── Given material ──
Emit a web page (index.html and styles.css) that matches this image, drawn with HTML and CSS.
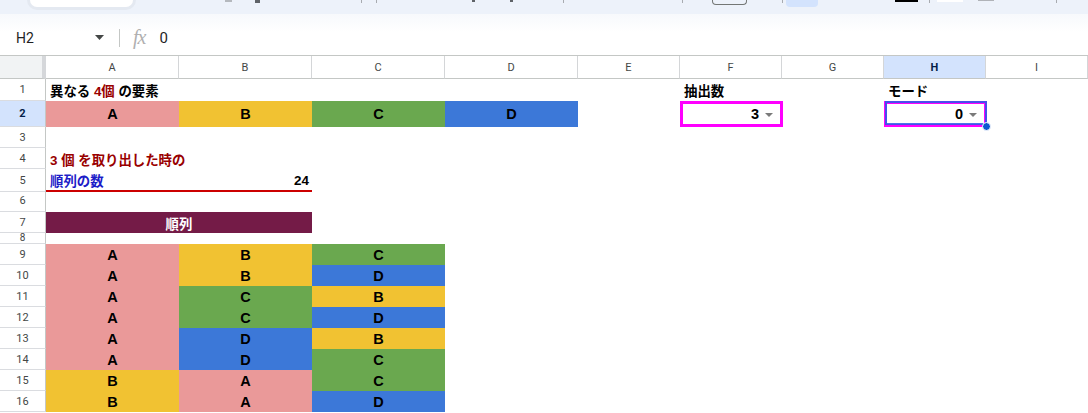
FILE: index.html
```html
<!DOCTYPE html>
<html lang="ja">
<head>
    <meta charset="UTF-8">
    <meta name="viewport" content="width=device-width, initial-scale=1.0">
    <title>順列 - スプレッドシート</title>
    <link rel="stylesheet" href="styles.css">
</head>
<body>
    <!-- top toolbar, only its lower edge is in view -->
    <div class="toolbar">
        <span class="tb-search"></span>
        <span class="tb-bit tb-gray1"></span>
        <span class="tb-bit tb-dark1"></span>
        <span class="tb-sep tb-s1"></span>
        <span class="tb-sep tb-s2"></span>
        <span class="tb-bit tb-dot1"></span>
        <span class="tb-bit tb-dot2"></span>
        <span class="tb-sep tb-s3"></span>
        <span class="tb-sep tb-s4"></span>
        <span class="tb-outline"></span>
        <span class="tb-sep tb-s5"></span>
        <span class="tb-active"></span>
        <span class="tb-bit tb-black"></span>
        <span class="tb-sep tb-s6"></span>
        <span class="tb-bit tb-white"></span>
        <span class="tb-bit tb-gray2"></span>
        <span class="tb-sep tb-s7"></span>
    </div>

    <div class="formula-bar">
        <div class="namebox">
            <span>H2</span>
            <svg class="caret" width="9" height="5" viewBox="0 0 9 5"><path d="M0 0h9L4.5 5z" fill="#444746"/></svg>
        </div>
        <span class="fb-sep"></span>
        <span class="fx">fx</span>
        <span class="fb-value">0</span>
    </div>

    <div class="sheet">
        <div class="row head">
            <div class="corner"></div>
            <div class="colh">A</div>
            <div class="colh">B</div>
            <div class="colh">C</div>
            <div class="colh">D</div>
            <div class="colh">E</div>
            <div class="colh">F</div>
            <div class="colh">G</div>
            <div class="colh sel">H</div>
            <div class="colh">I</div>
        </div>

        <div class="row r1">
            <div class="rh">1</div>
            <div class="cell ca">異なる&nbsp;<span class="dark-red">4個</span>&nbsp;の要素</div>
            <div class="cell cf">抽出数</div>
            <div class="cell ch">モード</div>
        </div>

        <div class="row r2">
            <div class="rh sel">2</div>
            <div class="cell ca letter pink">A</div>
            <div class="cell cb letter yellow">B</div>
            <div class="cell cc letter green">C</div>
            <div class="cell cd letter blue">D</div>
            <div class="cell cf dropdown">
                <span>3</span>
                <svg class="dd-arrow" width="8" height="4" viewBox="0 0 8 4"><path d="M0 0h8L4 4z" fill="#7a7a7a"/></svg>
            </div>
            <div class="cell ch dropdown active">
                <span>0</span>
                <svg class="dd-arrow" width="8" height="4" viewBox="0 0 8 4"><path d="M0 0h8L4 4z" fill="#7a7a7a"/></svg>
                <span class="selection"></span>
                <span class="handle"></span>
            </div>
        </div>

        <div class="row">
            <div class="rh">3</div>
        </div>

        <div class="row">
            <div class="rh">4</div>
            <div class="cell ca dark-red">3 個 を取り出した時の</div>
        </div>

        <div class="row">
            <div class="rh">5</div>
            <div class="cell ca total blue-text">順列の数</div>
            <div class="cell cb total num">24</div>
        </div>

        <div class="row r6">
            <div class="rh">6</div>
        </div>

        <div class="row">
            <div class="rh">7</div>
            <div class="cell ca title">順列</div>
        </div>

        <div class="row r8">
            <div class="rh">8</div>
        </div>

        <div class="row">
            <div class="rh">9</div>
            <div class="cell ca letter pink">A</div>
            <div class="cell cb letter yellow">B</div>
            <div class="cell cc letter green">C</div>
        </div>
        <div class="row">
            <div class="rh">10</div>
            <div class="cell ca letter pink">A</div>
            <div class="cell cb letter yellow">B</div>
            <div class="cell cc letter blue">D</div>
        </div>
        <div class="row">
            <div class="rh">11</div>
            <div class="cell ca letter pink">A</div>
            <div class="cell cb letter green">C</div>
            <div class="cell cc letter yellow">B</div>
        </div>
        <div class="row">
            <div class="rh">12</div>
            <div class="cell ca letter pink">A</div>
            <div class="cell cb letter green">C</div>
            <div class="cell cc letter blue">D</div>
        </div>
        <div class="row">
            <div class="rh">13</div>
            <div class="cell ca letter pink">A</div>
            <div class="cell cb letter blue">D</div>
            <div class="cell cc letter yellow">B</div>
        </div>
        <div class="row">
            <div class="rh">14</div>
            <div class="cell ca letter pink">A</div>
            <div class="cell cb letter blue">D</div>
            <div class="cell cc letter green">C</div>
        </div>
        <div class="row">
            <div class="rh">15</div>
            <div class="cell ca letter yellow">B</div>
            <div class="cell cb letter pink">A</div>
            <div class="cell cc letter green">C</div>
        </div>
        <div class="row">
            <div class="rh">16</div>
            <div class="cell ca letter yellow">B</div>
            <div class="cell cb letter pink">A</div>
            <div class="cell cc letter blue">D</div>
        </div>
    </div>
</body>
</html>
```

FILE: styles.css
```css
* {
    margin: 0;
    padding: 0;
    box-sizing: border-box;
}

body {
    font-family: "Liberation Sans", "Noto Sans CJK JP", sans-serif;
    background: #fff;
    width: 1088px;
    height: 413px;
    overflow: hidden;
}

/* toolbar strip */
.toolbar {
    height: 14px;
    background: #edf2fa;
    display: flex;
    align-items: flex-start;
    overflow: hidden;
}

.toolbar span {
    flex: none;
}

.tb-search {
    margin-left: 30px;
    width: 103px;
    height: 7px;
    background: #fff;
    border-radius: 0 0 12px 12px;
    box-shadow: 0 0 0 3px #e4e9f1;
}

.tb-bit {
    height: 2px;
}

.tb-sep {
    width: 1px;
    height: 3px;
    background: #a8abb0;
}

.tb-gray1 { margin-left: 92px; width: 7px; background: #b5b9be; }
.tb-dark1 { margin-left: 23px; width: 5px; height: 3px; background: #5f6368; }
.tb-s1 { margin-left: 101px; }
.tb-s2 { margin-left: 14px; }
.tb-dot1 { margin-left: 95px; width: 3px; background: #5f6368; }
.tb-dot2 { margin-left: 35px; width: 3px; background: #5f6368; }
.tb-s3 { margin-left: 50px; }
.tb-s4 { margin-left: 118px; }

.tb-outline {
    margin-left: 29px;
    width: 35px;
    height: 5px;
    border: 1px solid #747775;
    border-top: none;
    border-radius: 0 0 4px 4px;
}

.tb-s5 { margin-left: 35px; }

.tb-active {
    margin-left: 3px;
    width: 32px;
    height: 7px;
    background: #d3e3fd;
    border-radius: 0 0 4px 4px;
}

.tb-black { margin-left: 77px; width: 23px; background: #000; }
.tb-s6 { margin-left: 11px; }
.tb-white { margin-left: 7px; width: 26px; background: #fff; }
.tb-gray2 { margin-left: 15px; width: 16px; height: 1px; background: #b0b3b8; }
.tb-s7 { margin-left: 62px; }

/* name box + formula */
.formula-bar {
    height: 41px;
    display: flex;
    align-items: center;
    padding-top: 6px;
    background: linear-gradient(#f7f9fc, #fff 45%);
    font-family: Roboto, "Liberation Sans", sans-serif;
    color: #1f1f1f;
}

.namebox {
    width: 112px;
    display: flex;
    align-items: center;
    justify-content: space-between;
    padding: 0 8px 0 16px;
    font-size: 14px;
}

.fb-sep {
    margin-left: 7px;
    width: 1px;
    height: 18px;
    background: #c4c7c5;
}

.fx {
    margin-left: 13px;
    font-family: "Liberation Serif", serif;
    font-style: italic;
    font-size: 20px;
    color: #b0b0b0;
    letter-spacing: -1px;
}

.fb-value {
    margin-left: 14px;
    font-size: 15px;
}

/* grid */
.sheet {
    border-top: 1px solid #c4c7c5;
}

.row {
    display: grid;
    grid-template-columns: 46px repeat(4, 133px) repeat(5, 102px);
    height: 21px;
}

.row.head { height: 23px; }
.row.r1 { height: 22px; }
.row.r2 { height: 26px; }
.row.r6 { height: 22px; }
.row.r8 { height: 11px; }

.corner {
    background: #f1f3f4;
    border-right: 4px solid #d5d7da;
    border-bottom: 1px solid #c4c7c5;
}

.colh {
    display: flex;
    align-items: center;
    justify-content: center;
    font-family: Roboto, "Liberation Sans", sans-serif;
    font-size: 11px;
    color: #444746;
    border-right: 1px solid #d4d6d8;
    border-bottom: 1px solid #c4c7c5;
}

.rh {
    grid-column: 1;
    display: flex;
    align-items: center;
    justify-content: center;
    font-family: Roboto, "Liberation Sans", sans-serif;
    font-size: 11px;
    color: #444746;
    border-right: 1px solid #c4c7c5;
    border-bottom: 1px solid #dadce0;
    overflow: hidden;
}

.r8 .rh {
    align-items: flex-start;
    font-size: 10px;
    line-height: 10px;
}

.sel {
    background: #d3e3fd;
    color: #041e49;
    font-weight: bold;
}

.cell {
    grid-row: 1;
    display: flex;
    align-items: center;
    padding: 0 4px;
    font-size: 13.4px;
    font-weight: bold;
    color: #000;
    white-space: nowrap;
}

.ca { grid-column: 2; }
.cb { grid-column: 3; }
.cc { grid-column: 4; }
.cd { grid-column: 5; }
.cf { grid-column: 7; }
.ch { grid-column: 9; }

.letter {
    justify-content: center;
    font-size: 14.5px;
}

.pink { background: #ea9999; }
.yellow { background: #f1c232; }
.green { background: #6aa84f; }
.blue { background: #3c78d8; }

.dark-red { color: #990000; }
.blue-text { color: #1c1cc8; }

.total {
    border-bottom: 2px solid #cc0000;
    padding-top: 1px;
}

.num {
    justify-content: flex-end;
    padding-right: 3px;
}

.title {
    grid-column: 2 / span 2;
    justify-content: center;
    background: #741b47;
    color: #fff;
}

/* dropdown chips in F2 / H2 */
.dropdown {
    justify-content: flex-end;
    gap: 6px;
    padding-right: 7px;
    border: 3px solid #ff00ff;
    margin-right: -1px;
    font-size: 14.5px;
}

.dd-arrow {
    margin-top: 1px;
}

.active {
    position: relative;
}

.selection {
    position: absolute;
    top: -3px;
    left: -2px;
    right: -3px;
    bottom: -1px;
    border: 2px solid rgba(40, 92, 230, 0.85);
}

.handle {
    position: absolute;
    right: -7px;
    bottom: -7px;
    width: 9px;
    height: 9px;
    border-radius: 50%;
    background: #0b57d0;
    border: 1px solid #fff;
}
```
───
**What needs to be done**
Track down every line with the word "styles" and copy it.

**Full output**
Emit a web page (index.html and styles.css) that matches this image, drawn with HTML and CSS.
    <link rel="stylesheet" href="styles.css">
FILE: styles.css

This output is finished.